▶ **Task**
Each line containing the word "page" needs to be copied.

----- Record set

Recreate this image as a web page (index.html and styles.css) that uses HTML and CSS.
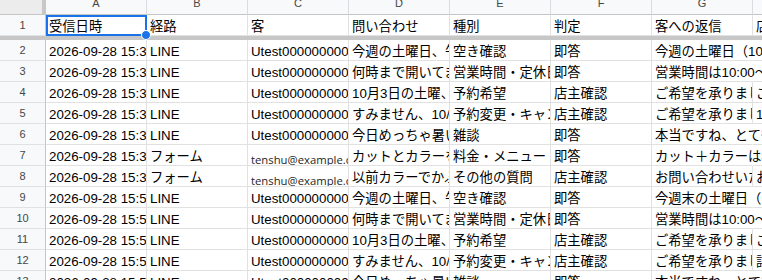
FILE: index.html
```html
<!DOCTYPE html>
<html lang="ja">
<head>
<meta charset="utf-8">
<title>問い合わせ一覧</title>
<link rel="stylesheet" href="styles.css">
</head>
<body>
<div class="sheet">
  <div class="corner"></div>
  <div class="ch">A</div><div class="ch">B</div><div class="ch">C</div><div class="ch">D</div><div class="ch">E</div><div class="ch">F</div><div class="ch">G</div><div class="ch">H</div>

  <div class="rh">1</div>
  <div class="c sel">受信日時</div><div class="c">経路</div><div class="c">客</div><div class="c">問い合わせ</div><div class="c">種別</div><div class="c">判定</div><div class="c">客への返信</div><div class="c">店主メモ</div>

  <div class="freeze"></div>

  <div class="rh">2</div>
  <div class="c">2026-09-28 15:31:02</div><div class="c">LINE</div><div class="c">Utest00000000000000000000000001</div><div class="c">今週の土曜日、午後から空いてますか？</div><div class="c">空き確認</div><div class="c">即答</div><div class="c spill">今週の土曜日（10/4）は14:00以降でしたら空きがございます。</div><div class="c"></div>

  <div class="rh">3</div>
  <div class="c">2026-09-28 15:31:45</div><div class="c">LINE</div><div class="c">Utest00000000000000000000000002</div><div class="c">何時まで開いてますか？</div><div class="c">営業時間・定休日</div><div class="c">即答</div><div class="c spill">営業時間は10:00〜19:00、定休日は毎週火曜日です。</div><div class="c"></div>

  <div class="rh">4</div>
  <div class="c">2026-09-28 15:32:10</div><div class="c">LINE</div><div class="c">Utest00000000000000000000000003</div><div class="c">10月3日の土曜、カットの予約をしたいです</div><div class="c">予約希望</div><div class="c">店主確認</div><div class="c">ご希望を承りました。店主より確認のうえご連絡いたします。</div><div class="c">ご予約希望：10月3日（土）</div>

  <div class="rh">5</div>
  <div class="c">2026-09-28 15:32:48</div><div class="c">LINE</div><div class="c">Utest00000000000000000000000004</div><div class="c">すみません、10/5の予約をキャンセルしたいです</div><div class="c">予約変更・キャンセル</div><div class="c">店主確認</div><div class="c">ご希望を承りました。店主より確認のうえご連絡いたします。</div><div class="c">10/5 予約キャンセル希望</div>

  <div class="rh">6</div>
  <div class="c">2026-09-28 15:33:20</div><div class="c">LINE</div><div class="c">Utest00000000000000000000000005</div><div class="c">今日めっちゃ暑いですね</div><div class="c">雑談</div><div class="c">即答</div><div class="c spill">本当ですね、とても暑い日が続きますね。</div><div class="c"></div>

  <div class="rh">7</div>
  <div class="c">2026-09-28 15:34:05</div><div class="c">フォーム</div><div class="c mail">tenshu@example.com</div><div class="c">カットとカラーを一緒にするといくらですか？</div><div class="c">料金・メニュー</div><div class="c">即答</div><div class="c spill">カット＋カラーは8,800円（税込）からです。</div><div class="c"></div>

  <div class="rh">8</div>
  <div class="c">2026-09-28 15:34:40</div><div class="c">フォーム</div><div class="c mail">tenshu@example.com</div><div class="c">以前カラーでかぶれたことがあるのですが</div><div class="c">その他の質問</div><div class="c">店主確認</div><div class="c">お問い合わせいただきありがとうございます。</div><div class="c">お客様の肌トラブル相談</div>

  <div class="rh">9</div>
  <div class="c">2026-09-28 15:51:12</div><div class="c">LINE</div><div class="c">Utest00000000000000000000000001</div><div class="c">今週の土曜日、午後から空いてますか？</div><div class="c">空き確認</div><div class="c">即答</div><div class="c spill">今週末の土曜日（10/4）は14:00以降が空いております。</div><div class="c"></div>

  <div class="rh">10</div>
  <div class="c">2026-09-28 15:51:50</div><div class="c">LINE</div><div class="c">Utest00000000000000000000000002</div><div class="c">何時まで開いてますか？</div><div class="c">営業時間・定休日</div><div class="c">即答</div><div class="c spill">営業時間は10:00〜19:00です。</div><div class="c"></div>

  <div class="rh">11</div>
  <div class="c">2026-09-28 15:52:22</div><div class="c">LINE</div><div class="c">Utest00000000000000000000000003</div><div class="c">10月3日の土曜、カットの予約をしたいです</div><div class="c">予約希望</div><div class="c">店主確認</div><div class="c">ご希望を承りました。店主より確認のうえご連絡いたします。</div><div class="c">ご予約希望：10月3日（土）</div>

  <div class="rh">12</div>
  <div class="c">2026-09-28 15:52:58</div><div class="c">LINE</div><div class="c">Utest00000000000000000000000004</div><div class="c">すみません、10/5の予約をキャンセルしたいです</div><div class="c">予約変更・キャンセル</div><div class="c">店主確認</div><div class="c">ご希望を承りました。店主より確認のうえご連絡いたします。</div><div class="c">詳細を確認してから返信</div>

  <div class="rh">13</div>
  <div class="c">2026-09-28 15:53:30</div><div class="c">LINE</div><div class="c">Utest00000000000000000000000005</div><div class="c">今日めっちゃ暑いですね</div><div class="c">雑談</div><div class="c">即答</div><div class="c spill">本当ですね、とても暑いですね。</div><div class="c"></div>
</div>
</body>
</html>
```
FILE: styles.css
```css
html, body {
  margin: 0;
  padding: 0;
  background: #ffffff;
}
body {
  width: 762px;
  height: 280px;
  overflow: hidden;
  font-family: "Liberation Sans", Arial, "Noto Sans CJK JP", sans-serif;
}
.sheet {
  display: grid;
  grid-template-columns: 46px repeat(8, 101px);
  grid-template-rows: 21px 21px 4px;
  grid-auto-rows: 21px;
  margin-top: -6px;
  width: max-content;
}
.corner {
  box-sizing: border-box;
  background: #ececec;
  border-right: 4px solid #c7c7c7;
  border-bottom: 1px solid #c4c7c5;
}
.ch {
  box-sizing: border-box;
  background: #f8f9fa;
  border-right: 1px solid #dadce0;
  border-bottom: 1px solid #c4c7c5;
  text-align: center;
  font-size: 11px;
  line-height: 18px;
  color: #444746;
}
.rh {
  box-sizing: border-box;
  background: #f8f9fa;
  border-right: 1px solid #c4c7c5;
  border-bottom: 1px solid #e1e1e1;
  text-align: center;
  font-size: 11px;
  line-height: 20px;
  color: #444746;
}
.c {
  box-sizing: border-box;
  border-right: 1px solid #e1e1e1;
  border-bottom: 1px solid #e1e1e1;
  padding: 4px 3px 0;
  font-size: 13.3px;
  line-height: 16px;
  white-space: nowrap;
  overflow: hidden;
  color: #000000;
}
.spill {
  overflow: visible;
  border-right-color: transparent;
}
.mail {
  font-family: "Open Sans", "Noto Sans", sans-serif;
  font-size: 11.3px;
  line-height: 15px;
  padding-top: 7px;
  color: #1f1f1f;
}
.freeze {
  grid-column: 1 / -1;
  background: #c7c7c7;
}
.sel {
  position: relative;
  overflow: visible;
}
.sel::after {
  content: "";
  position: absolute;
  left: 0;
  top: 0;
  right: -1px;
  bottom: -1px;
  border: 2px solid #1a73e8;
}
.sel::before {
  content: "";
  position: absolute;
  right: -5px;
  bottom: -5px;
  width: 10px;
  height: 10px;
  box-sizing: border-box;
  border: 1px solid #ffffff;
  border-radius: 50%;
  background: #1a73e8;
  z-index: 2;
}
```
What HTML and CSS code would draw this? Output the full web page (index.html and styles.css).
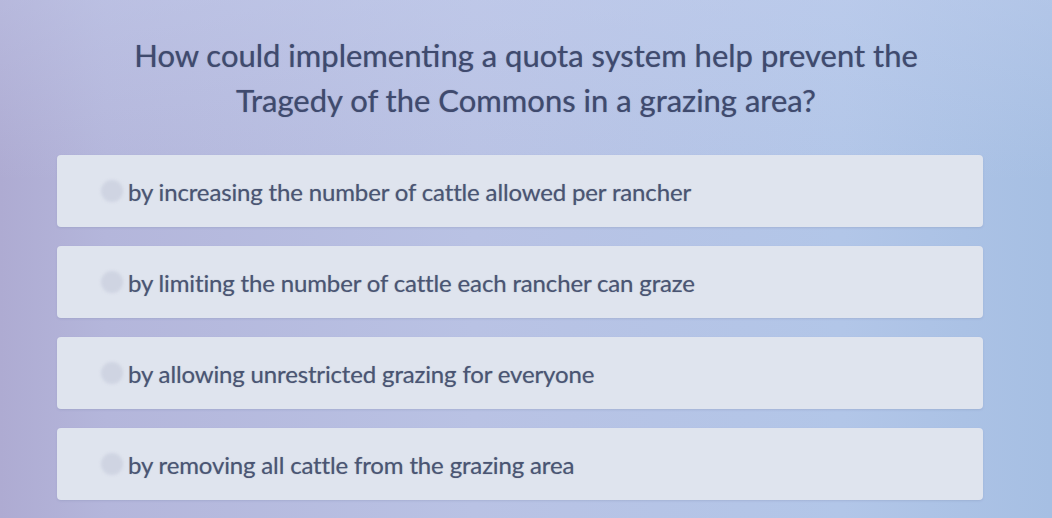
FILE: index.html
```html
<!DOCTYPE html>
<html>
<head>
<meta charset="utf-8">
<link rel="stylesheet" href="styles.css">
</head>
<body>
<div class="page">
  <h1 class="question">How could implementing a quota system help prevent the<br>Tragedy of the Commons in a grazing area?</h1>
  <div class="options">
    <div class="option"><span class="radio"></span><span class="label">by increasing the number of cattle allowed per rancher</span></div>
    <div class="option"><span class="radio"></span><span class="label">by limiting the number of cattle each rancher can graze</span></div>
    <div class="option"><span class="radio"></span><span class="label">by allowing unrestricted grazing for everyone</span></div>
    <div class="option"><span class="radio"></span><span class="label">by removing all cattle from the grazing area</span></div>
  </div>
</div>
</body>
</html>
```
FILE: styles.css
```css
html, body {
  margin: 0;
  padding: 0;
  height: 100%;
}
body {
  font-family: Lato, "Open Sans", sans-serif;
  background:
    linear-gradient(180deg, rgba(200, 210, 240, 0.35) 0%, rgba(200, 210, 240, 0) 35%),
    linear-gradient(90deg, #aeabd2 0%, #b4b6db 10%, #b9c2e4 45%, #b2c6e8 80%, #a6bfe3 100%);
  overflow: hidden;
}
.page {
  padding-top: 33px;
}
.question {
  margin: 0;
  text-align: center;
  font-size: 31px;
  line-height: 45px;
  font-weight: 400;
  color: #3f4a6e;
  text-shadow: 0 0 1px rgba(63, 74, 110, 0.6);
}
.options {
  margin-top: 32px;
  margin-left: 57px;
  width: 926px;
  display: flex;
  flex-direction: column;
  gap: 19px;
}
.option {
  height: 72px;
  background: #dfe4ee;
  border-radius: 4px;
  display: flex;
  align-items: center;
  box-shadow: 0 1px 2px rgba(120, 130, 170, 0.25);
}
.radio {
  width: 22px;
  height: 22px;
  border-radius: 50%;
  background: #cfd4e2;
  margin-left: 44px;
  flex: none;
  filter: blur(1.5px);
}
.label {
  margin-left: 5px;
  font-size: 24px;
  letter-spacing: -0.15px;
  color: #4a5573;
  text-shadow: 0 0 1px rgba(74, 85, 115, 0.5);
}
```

----------

▶ **Answer to the exercise**
Recreate this image as a web page (index.html and styles.css) that uses HTML and CSS.
What HTML and CSS code would draw this? Output the full web page (index.html and styles.css).
<div class="page">
.page {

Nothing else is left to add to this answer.